Ne var ki; 1479 sayılı Yasa’nın 22.2.2006 gün ve 5458 sayılı Yasa’nın 13.maddesi ile değişik 1.3.2006 tarihinde yürürlüğe giren Ek 19.maddesinde bu Kanun ve 2926 sayılı Kanuna göre kayıt ve tescili yapıldığı halde, 5 yıl ve daha fazla süreye ilişkin prim borcu bulunan sigortalıların bu sürelere ilişkin prim borçlarının Kurumca yapılacak bildirimde belirtilen süre içerisinde ödenmemesi halinde daha önce prim ödemesi bulunan sigortalının ödediği primlerin tam olarak karşıladığı ayın sonu itibariyle, prim ödenmesi bulunmayan sigortalının ise tescil tarihi itibariyle sigortalılığı durdurulur. Prim borcunun ait olduğu süreler sigortalılık süresi olarak değerlendirilmez ve bu sürelere ilişkin Kurum alacakları takip edilmeyerek, Kurum alacakları arasında yer verilmez. Ancak, sigortalı veya hak sahipleri daha sonra sigortalının en son bulunduğu basamağın başvuru tarihindeki değeri üzerinden hesaplanacak borç tutarlarını tebliğ tarihinden itibaren üç ay içinde ödedikleri takdirde bu süreler sigortalılık süresi olarak değerlendirilir. Bu madde kapsamına giren sigortalılar hakkında zaman aşımının kesilmesi ve zaman aşımının işlememesi ile ilgili olarak 6183 sayılı Amme Alacaklarının Tahsil Usulü Hakkında Kanunun 103 üncü maddesinin 1.fıkrasının (6),(8) ve (10) numaralı bentleri hariç diğer hükümleri ile aynı Kanunun 104 üncü maddesi hükümlerinin uygulanacağı , yine 5458 sayılı Yasa’nın 14.maddesi ile eklenen ve 1.3.2006 tarihinde yürürlüğe giren Geçici 26.maddesine göre bu Kanun ve 2926 sayılı Kanuna göre kayıt ve tescili yapıldığı halde 31.3.2005 tarihi itibariyle beş yıl ve daha fazla süreye ilişkin prim borcu bulunan sigortalılar ve hak sahiplerinden bu sürelere ilişkin prim borçlarını yeniden yapılandırma talebinde bulunmayanlar veya yeniden yapılandırma talebinde bulundukları halde yapılandırma haklarını kaybedenler hakkında ek 19.madde hükmü uygulanacağı bildirilmiştir.

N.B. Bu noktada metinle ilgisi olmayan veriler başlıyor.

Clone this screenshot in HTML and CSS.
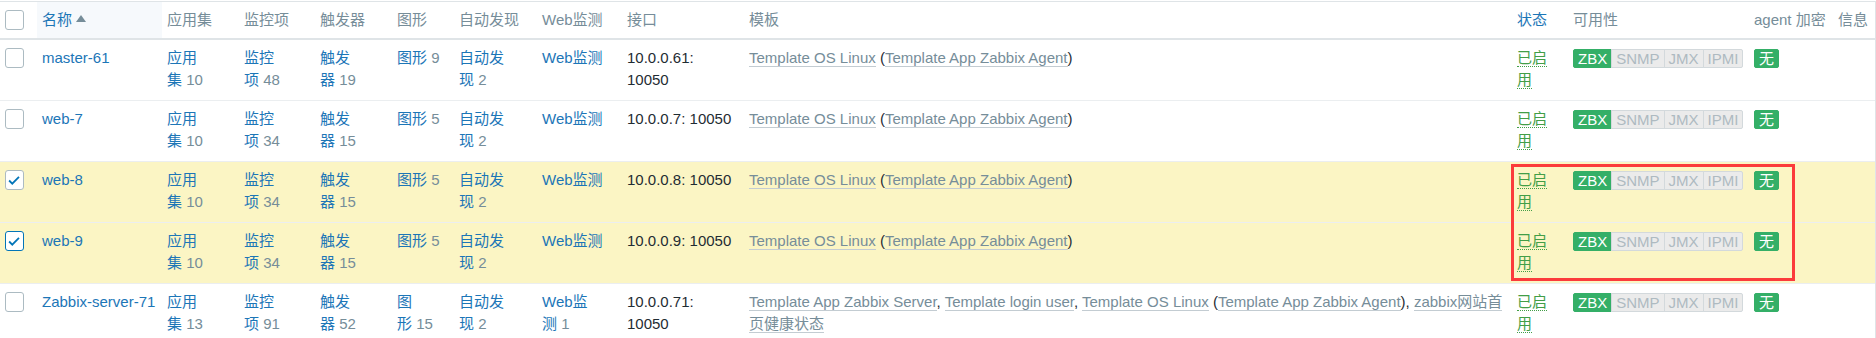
FILE: index.html
```html
<!DOCTYPE html>
<html lang="zh-CN">
<head>
    <meta charset="UTF-8">
    <title>主机</title>
    <link rel="stylesheet" href="styles.css">
</head>
<body>
    <div class="hosts">
        <table class="list">
            <colgroup>
                <col style="width: 37px">
                <col style="width: 125px">
                <col style="width: 77px">
                <col style="width: 76px">
                <col style="width: 77px">
                <col style="width: 62px">
                <col style="width: 83px">
                <col style="width: 85px">
                <col style="width: 122px">
                <col style="width: 768px">
                <col style="width: 56px">
                <col style="width: 181px">
                <col style="width: 84px">
                <col style="width: 42px">
            </colgroup>
            <thead>
                <tr>
                    <th><span class="check"></span></th>
                    <th class="sorted"><a class="link">名称</a><span class="arrow-up"></span></th>
                    <th>应用集</th>
                    <th>监控项</th>
                    <th>触发器</th>
                    <th>图形</th>
                    <th>自动发现</th>
                    <th>Web监测</th>
                    <th>接口</th>
                    <th>模板</th>
                    <th><a class="link">状态</a></th>
                    <th>可用性</th>
                    <th>agent 加密</th>
                    <th>信息</th>
                </tr>
            </thead>
            <tbody>
                <tr>
                    <td><span class="check"></span></td>
                    <td><a class="link">master-61</a></td>
                    <td><a class="link">应用集</a>&nbsp;<span class="count">10</span></td>
                    <td><a class="link">监控项</a>&nbsp;<span class="count">48</span></td>
                    <td><a class="link">触发器</a>&nbsp;<span class="count">19</span></td>
                    <td><a class="link">图形</a>&nbsp;<span class="count">9</span></td>
                    <td><a class="link">自动发现</a>&nbsp;<span class="count">2</span></td>
                    <td><a class="link">Web监测</a></td>
                    <td>10.0.0.61: 10050</td>
                    <td><a class="tpl">Template OS Linux</a> (<a class="tpl">Template App Zabbix Agent</a>)</td>
                    <td><a class="enabled">已启用</a></td>
                    <td>
                        <span class="avail"><span class="st on">ZBX</span><span class="st">SNMP</span><span class="st">JMX</span><span class="st">IPMI</span></span>
                    </td>
                    <td><span class="st on single">无</span></td>
                    <td></td>
                </tr>
                <tr>
                    <td><span class="check"></span></td>
                    <td><a class="link">web-7</a></td>
                    <td><a class="link">应用集</a>&nbsp;<span class="count">10</span></td>
                    <td><a class="link">监控项</a>&nbsp;<span class="count">34</span></td>
                    <td><a class="link">触发器</a>&nbsp;<span class="count">15</span></td>
                    <td><a class="link">图形</a>&nbsp;<span class="count">5</span></td>
                    <td><a class="link">自动发现</a>&nbsp;<span class="count">2</span></td>
                    <td><a class="link">Web监测</a></td>
                    <td>10.0.0.7: 10050</td>
                    <td><a class="tpl">Template OS Linux</a> (<a class="tpl">Template App Zabbix Agent</a>)</td>
                    <td><a class="enabled">已启用</a></td>
                    <td>
                        <span class="avail"><span class="st on">ZBX</span><span class="st">SNMP</span><span class="st">JMX</span><span class="st">IPMI</span></span>
                    </td>
                    <td><span class="st on single">无</span></td>
                    <td></td>
                </tr>
                <tr class="selected">
                    <td><span class="check checked"><svg viewBox="0 0 19 19" width="17" height="17"><path d="M3.5 9.5 L7 13 L14.5 5.5" fill="none" stroke="#0275b8" stroke-width="2"/></svg></span></td>
                    <td><a class="link">web-8</a></td>
                    <td><a class="link">应用集</a>&nbsp;<span class="count">10</span></td>
                    <td><a class="link">监控项</a>&nbsp;<span class="count">34</span></td>
                    <td><a class="link">触发器</a>&nbsp;<span class="count">15</span></td>
                    <td><a class="link">图形</a>&nbsp;<span class="count">5</span></td>
                    <td><a class="link">自动发现</a>&nbsp;<span class="count">2</span></td>
                    <td><a class="link">Web监测</a></td>
                    <td>10.0.0.8: 10050</td>
                    <td><a class="tpl">Template OS Linux</a> (<a class="tpl">Template App Zabbix Agent</a>)</td>
                    <td><a class="enabled">已启用</a></td>
                    <td>
                        <span class="avail"><span class="st on">ZBX</span><span class="st">SNMP</span><span class="st">JMX</span><span class="st">IPMI</span></span>
                    </td>
                    <td><span class="st on single">无</span></td>
                    <td></td>
                </tr>
                <tr class="selected">
                    <td><span class="check checked focus"><svg viewBox="0 0 19 19" width="17" height="17"><path d="M3.5 9.5 L7 13 L14.5 5.5" fill="none" stroke="#0275b8" stroke-width="2"/></svg></span></td>
                    <td><a class="link">web-9</a></td>
                    <td><a class="link">应用集</a>&nbsp;<span class="count">10</span></td>
                    <td><a class="link">监控项</a>&nbsp;<span class="count">34</span></td>
                    <td><a class="link">触发器</a>&nbsp;<span class="count">15</span></td>
                    <td><a class="link">图形</a>&nbsp;<span class="count">5</span></td>
                    <td><a class="link">自动发现</a>&nbsp;<span class="count">2</span></td>
                    <td><a class="link">Web监测</a></td>
                    <td>10.0.0.9: 10050</td>
                    <td><a class="tpl">Template OS Linux</a> (<a class="tpl">Template App Zabbix Agent</a>)</td>
                    <td><a class="enabled">已启用</a></td>
                    <td>
                        <span class="avail"><span class="st on">ZBX</span><span class="st">SNMP</span><span class="st">JMX</span><span class="st">IPMI</span></span>
                    </td>
                    <td><span class="st on single">无</span></td>
                    <td></td>
                </tr>
                <tr>
                    <td><span class="check"></span></td>
                    <td><a class="link">Zabbix-server-71</a></td>
                    <td><a class="link">应用集</a>&nbsp;<span class="count">13</span></td>
                    <td><a class="link">监控项</a>&nbsp;<span class="count">91</span></td>
                    <td><a class="link">触发器</a>&nbsp;<span class="count">52</span></td>
                    <td><a class="link">图形</a>&nbsp;<span class="count">15</span></td>
                    <td><a class="link">自动发现</a>&nbsp;<span class="count">2</span></td>
                    <td><a class="link">Web监测</a>&nbsp;<span class="count">1</span></td>
                    <td>10.0.0.71: 10050</td>
                    <td><a class="tpl">Template App Zabbix Server</a>, <a class="tpl">Template login user</a>, <a class="tpl">Template OS Linux</a> (<a class="tpl">Template App Zabbix Agent</a>), <a class="tpl">zabbix网站首页健康状态</a></td>
                    <td><a class="enabled">已启用</a></td>
                    <td>
                        <span class="avail"><span class="st on">ZBX</span><span class="st">SNMP</span><span class="st">JMX</span><span class="st">IPMI</span></span>
                    </td>
                    <td><span class="st on single">无</span></td>
                    <td></td>
                </tr>
            </tbody>
        </table>

        <!-- annotation box over the selected rows -->
        <div class="mark"></div>
    </div>
</body>
</html>
```

FILE: styles.css
```css
body {
    margin: 0;
    background: #fff;
    font-family: 'Liberation Sans', Arial, 'Noto Sans CJK SC', sans-serif;
    font-size: 15px;
    line-height: 22px;
    color: #1f2c33;
}
.hosts {
    position: relative;
    margin-top: 1px;
    border-top: 1px solid #dfe4e7;
    border-right: 1px solid #dfe4e7;
}
.list {
    width: 1875px;
    table-layout: fixed;
    border-collapse: collapse;
}
.list th {
    padding: 7px 5px;
    text-align: left;
    font-weight: normal;
    color: #768d99;
    white-space: nowrap;
    vertical-align: top;
    border-bottom: 2px solid #dfe4e7;
}
.list th.sorted {
    background: #f6f9fc;
}
.list td {
    padding: 7px 5px 9px 5px;
    vertical-align: top;
    border-bottom: 1px solid #ebeef0;
}
.list td:nth-child(3),
.list td:nth-child(4),
.list td:nth-child(5),
.list td:nth-child(7),
.list td:nth-child(8) {
    padding-right: 15px;
}
.list td:nth-child(6) {
    padding-right: 11px;
}
.list td:nth-child(9) {
    padding-right: 9px;
}
.list td:nth-child(10) {
    padding-right: 8px;
}
.list td:nth-child(11) {
    padding-right: 13px;
}
.list tr.selected td {
    background: #fbf5c4;
}
.link {
    color: #1c76b7;
    text-decoration: none;
}
.count {
    color: #768d99;
}
.arrow-up {
    display: inline-block;
    margin-left: 4px;
    vertical-align: 3px;
    border-left: 5px solid transparent;
    border-right: 5px solid transparent;
    border-bottom: 7px solid #768d99;
}
.check {
    display: inline-block;
    box-sizing: border-box;
    width: 19px;
    height: 20px;
    margin-top: 1px;
    vertical-align: top;
    background: #fff;
    border: 1px solid #acbbc2;
    border-radius: 3px;
}
.check svg {
    display: block;
    margin-top: 1px;
}
.check.focus {
    border-color: #0275b8;
}
.tpl {
    color: #768d99;
    text-decoration: none;
    border-bottom: 1px solid #c3ccd2;
}
.enabled {
    color: #429e47;
    text-decoration: none;
    border-bottom: 1px dotted #429e47;
}
.avail {
    display: inline-flex;
    vertical-align: top;
    margin-top: 2px;
}
.st {
    display: inline-block;
    padding: 0 4px;
    line-height: 17px;
    background: #ebebeb;
    color: #aebac1;
    border: 1px solid #d3d9dc;
    margin-left: -1px;
}
.st:first-child {
    margin-left: 0;
    border-radius: 2px 0 0 2px;
}
.st:last-child {
    border-radius: 0 2px 2px 0;
}
.st.on {
    background: #34af67;
    border-color: #34af67;
    color: #fff;
}
.st.single {
    vertical-align: top;
    margin-top: 2px;
    border-radius: 2px;
}
.mark {
    position: absolute;
    left: 1511px;
    top: 162px;
    width: 284px;
    height: 117px;
    box-sizing: border-box;
    border: 3px solid #fb3b3b;
}
```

Davacının 1.7.1992 ile dava tarihi arasında 2926 sayılı Yasa"ya tabi sigortalı olduğu, 1993 yılında 1.525.000-TL prim ödemesi bulunduğu, 14.11.2005 tarihi itibariyle 11.494.66-YTL prim borcu bulunduğundan davacının davadaki talebinden prim borcunu ödeme isteği olmadığı gözetildiğinden uyuşmazlığa hüküm tarihinden önce 1.3.2006 tarihinde yürürlüğe giren 1479 sayılı Yasa"nın değişik Ek. 19. ve geçici 26. maddesinin uygulanacağının kabulü gerekir. Hukuk Genel Kurulu"nun 21.6.2006 gün ve 2006/21 - 363 Esas, 2006/466 Karar, 28.6.2006 gün ve 2006/21- 485 Esas, 2006/483 Karar nolu kararlarıda bu yöndedir.
Yapılacak iş davacının ödediği primlerin tam olarak karışıladığı ayın sonu itibariyle beş yıl ve daha fazla süreye ilişkin prim borcu bulunup bulunmadığı tespit edilerek primlerin tam olarak karşıladığı ayın sonu itibariyle 2926 sayılı Yasa"ya tabi sigortalılığı durdurmak ve prim borcunun ait olduğu süreler sigortalılık süresi olarak değerlendirilmeyerek sigortalılığın durdurulduğu tarihten sonraki 2925 sayılı Yasa"ya tabi sigortalılığa geçerlilik tanımak ve davacının yaşlılık aylığı koşullarını yeniden tartışarak bir karar vermektir.
Mahkemece bu maddi ve hukuki olgular gözeltilmeksizin yazılı şekilde hüküm kurulması usul ve yasaya aykırı olup bozma nedenidir.
O halde, davacının bu yönleri amaçlayan temyiz itirazları kabul edilmeli ve hüküm bozulmalıdır.
SONUÇ: Hükmün yukarıda açıklanan nedenle BOZULMASINA, temyiz harcının istek halinde davacıya iadesine, 26.11.2007 gününde oybirliğiyle karar verildi.